Medgar and Myrlie: Medgar Evers and the Love Story That Awakened AmericaThe MSNBC host Joy-Ann Reid tells the story of the civil rights activists Medgar and Myrlie Evers. Reid follows Myrlie beyond Medgar’s 1963 assassination and into her struggles during the succeeding decades, a time when she found her voice as a public speaker in the movement for racial justice.
Marguerite Higgins Hall was an American reporter and war correspondent (who) covered World War II, the Korean War, and the Vietnam War, and in the process advanced the cause of equal access for female war correspondents.
(I love to read about women war correspondents. Can’t wait to get my eyes on this.)
If you grew up in the 1980s, the Vietnam redemption arc was imprinted on your gray matter by a stampede of young novelists and filmmakers coming to grips with their foundational trauma: patriotic innocence shattered by the barbarity of jungle warfare; the return home to a hostile nation; the chasm of despair and addiction; and finally, the healing power of activism. This was the generational narrative, told and retold in classics like “Born on the Fourth of July” and “The Things They Carried” — the ballad of the boomer, a masculine coming-of-age cri de coeur.
Now Kristin Hannah takes up the Vietnam epic and re-centers the story on the experience of women — in this instance, the military nurses who worked under fire, on bases and in field hospitals, to patch soldiers back together. Or not.
I’m not a real fan of Hannah, but I’ve read she’s in top form here and I’m anxious to read a female perspective on the war. My copy arrives today.
Andrew X. Pham’s first novel, Twilight Territory, imagines an unlikely romance during a nation’s fight for independence. Described as “a sweeping first novel of love, war, and resistance in post–World War II Vietnam,” this book takes place during Vietnam’s fight for independence from France.
Brotherless Night, V.V. Ganeshananthan’s 2023 novel, is a New York Times Book Review Editors’ Choice and an NPR Best Book of the Year. It’s the story of “a courageous young Sri Lankan woman (who) tries to protect her dream of becoming a doctor. On the cusp of Sri Lanka’s civil war, Sashi’s community endures brutal state repression. As her brothers join the militant Tamil Tigers, Sashi’s shifting relationship to violence shows, “with meticulous accuracy, what it feels like to inhabit a day-to-day life onto which someone else, from the privilege of great distance, can throw a word like ‘terrorism’ and be done . . .”

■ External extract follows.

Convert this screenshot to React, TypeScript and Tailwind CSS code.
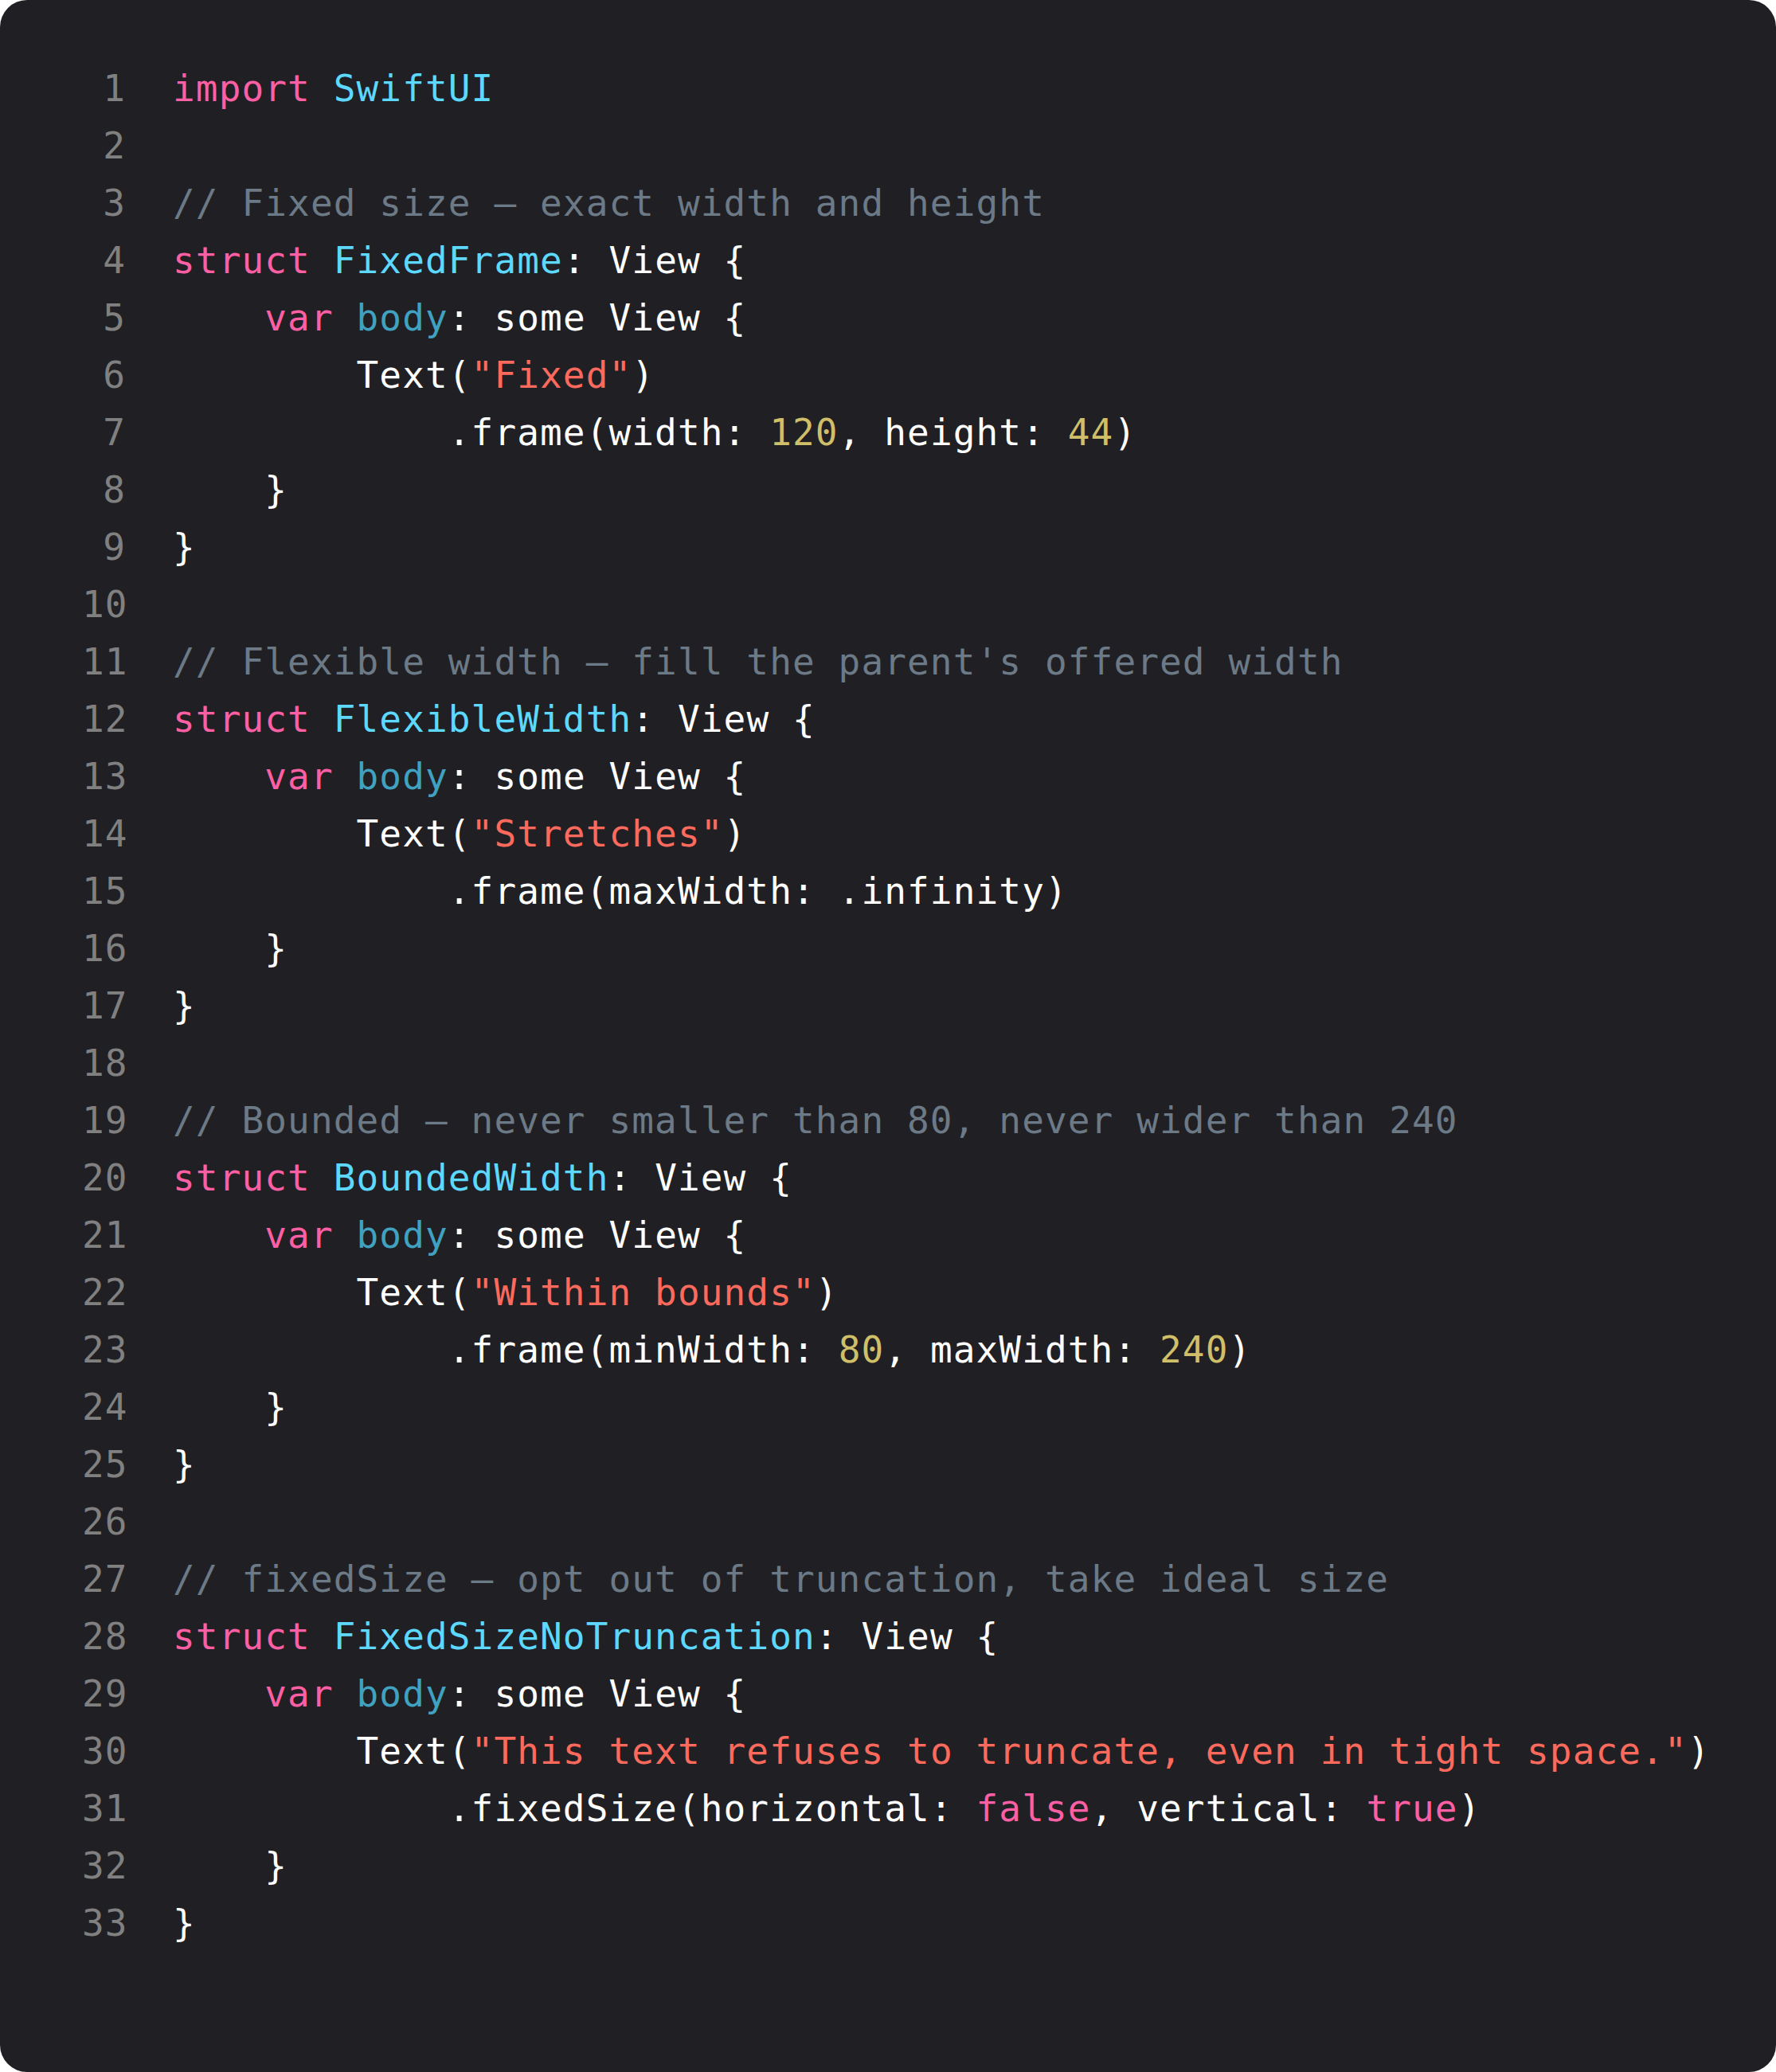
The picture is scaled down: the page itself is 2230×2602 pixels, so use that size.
type Tok = [string, string];

const kw = "text-[#fc5fa3]";
const ty = "text-[#5dd8ff]";
const pr = "text-[#41a1c0]";
const st = "text-[#fc6a5d]";
const nu = "text-[#d0bf69]";
const cm = "text-[#6c7986]";
const pl = "text-white";

const body: Tok[] = [["    ", pl], ["var", kw], [" ", pl], ["body", pr], [": some View {", pl]];

const lines: Tok[][] = [
  [["import", kw], [" ", pl], ["SwiftUI", ty]],
  [],
  [["// Fixed size — exact width and height", cm]],
  [["struct", kw], [" ", pl], ["FixedFrame", ty], [": View {", pl]],
  body,
  [["        Text(", pl], ['"Fixed"', st], [")", pl]],
  [["            .frame(width: ", pl], ["120", nu], [", height: ", pl], ["44", nu], [")", pl]],
  [["    }", pl]],
  [["}", pl]],
  [],
  [["// Flexible width — fill the parent's offered width", cm]],
  [["struct", kw], [" ", pl], ["FlexibleWidth", ty], [": View {", pl]],
  body,
  [["        Text(", pl], ['"Stretches"', st], [")", pl]],
  [["            .frame(maxWidth: .infinity)", pl]],
  [["    }", pl]],
  [["}", pl]],
  [],
  [["// Bounded — never smaller than 80, never wider than 240", cm]],
  [["struct", kw], [" ", pl], ["BoundedWidth", ty], [": View {", pl]],
  body,
  [["        Text(", pl], ['"Within bounds"', st], [")", pl]],
  [["            .frame(minWidth: ", pl], ["80", nu], [", maxWidth: ", pl], ["240", nu], [")", pl]],
  [["    }", pl]],
  [["}", pl]],
  [],
  [["// fixedSize — opt out of truncation, take ideal size", cm]],
  [["struct", kw], [" ", pl], ["FixedSizeNoTruncation", ty], [": View {", pl]],
  body,
  [["        Text(", pl], ['"This text refuses to truncate, even in tight space."', st], [")", pl]],
  [["            .fixedSize(horizontal: ", pl], ["false", kw], [", vertical: ", pl], ["true", kw], [")", pl]],
  [["    }", pl]],
  [["}", pl]],
];

export default function App() {
  return (
    <div className="min-h-screen bg-white">
      <div
        className="h-[2602px] w-[2230px] rounded-[34px] bg-[#202024] pt-[75px] pl-[103px]"
        style={{ fontFamily: '"DejaVu Sans Mono", "Liberation Mono", monospace' }}
      >
        {lines.map((toks, i) => (
          <div key={i} className="flex h-[72px] items-center text-[46px] leading-[72px] tracking-[1.12px]">
            <span className="w-[55px] shrink-0 text-right text-[#808080]">{i + 1}</span>
            <span className="ml-[59px] whitespace-pre">
              {toks.map(([t, c], j) => (
                <span key={j} className={c}>
                  {t}
                </span>
              ))}
            </span>
          </div>
        ))}
      </div>
    </div>
  );
}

Forgiving Imelda Marcos by Nathaniel Go is the story of two women whose choices shaped their country’s history, Imelda Marcos and Corazon Aquino. Amazon notes:
Imelda, best known for her excessive shoe collection, was the flamboyant wife of the late Philippine dictator; Corazon was the wife of the opposition politician who was allegedly killed by the Marcoses. An unassuming housewife, Corazon rose up after her husband’s death to lead the massive rallies that eventually toppled the Marcos dictatorship.
I found this book quite by accident the other day and started it this morning. It’s a quick read, only 167 pages.
I hope you find something in the selections to read while you stay cozy and warm. If you have books you’d like to add, feel free to list them in the comments!